For the record, though their BIOS app is “for windows” or whatever, it’s an ISO that boots off of a USB drive and is completely platform independent. With lots of scary verbiage about “full battery”, “on AC power” and “the main board may have to be replaced” if the process is interrupted…
So, while it is still not 100% reliable, I feel like updating the bios (from an August version to the October 30th version) helped a little, and then setting acpi_osi=Linux on the kernel command line helped a bit more.
“white screen” in particular turns out to be an artifact of screen locking with i3lock, which turns the screen solid white. acpi_osi=Linux broke my screen locking, and I’ve now seen the system lock with just a snapshot of what was on my screen when it locked.
It’s good enough to make the machine usable now.
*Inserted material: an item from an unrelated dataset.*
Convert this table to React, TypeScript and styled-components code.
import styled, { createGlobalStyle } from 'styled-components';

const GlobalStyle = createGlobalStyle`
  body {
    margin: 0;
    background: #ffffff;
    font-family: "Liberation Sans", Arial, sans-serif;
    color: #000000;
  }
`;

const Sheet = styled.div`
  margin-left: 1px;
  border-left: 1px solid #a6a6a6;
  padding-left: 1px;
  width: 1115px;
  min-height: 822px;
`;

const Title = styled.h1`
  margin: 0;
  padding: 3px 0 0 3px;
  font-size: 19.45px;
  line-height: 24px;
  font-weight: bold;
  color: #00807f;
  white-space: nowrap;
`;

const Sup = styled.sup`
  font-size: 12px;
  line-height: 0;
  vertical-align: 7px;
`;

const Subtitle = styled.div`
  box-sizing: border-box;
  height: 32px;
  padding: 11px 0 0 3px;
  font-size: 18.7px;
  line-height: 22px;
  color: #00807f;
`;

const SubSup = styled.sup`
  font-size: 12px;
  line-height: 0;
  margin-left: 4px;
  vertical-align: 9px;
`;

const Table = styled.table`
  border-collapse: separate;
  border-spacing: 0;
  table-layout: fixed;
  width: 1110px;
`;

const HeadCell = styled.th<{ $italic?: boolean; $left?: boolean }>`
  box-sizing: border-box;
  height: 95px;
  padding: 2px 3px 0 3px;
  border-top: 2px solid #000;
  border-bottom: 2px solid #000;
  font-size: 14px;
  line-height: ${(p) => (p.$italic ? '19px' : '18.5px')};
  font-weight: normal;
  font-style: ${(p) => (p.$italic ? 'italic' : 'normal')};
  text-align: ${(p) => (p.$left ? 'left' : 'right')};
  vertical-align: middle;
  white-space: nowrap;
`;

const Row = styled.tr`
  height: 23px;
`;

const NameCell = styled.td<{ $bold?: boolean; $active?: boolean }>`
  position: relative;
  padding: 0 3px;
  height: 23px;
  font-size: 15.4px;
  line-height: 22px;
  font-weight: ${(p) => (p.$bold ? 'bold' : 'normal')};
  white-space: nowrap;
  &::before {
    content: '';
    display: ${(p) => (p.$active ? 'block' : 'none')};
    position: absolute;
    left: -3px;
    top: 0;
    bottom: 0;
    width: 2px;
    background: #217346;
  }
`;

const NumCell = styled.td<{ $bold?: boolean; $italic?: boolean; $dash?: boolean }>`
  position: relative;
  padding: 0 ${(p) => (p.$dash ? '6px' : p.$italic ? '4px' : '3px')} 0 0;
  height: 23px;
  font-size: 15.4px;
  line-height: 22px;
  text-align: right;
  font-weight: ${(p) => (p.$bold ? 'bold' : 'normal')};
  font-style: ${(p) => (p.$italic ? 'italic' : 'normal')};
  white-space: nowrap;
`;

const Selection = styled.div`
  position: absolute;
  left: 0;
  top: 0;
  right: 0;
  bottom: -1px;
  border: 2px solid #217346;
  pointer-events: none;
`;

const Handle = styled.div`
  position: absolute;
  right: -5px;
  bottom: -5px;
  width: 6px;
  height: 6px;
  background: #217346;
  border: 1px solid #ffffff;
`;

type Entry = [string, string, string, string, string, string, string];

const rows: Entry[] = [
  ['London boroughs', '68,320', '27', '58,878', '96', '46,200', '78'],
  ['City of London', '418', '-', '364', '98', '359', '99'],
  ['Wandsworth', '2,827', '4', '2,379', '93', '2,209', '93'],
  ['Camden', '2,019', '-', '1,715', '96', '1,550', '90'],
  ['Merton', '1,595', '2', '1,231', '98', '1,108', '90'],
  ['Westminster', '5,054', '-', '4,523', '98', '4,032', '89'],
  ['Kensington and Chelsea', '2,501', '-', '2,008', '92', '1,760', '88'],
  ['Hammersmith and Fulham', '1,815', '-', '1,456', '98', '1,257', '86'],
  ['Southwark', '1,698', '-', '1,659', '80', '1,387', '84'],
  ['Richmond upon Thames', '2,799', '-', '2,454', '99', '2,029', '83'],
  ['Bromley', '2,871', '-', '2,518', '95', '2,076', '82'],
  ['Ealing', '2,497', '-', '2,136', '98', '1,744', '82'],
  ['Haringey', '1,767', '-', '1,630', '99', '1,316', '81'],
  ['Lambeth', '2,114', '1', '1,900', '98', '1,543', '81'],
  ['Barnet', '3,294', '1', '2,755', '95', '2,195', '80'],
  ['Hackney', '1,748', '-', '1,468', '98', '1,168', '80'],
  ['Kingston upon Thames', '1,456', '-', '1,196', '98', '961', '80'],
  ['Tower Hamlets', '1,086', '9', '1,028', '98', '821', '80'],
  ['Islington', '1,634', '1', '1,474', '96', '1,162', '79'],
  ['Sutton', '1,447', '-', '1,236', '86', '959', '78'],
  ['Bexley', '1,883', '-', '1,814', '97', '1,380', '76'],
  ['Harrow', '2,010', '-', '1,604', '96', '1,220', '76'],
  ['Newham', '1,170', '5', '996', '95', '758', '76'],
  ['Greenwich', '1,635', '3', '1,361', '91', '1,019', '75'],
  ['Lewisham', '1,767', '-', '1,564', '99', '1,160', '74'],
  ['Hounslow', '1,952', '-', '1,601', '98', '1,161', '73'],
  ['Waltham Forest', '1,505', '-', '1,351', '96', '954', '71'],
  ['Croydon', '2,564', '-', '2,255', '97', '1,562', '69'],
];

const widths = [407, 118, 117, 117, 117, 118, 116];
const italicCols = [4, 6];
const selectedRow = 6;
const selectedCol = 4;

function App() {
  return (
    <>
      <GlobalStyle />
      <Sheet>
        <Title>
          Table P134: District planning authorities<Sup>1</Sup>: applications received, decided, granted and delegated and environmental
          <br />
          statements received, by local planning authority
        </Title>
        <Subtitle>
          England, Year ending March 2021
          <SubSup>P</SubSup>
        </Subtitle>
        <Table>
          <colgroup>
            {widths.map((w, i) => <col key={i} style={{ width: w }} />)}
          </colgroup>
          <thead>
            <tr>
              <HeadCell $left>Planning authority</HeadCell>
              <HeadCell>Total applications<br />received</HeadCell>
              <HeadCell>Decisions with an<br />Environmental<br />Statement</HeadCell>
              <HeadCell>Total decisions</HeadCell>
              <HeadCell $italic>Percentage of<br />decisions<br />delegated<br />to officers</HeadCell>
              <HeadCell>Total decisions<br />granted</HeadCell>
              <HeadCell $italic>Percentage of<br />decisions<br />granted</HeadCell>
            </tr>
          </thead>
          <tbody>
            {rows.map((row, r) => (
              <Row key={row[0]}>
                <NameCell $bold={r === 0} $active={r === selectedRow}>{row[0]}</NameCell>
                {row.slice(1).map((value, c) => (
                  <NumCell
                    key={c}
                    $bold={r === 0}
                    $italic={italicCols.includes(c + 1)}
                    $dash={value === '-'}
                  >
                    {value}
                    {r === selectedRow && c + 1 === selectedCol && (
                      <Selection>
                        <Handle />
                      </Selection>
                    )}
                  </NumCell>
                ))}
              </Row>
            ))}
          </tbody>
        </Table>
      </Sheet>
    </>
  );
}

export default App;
I just have to work on screen locking and the myriad wireless issues.
Well, it’s been 9 days. Averaging everything out, any time I close my laptop is about a 50% chance of a hard crash. Either it will fail to sleep or it will fail to wake up.
I’ll get stretches of a day or so when the machine reliably goes to sleep every time I close it, and then stretches of a day in which it crashes every single time.
Every time I put my NixOS laptop to sleep it is ~70% chance it won’t wake up if I’m out and about. If I’m at work and the laptop is docked it is about 100% chance it will properly wake up.
Sometimes I wonder how I got to the point of accepting this as normal…
My E585 was having similar problems and I tried updating the BIOS and that didn’t help. Then I tried switching from Linux kernal latest to the normal Linux kernel in nixpkgs and it got a lot better. I’ll try to send you the kernel I’m on later.
I’m starting to think the problem is a GPU problem.
Flimsy evidence here, but every now and then when I boot the machine (which I have To. Do. So. Often.) X just fails to start and the machine actually hangs. No response to ctrl-alt-f1, ctrl-f1, no response to the power switch, etc.
Additionally, I’ve installed leela-zero on my machine, which makes heavy use of the GPU, and the app crashes while searching for the GPU. Works fine (but slowly) if I tell it to use only the CPU. The error message looks like this:
BLAS Core: built-in Eigen 3.3.7 library.
Detecting residual layers...v1...256 channels...40 blocks.
Initializing OpenCL (autodetecting precision).
OpenCL: clGetPlatformIDs
terminate called after throwing an instance of 'cl::Error'
what(): clGetPlatformIDs
Aborted (core dumped)
(I think this is GPU-related because of this, but I could be wildly wrong)
So, maybe the AMDGPU module is broken? But I also don’t know how to reconfigure X to start if I disable the driver, so I’ve made no real progress on that.
Other than that, the machine is fine. Definitely a powerhouse, compiles code quickly, links GTK libraries about as slowly as I think anything else would link GTK libraries, and performs fairly well when I’m doing photo editing on 6000x4000 photos.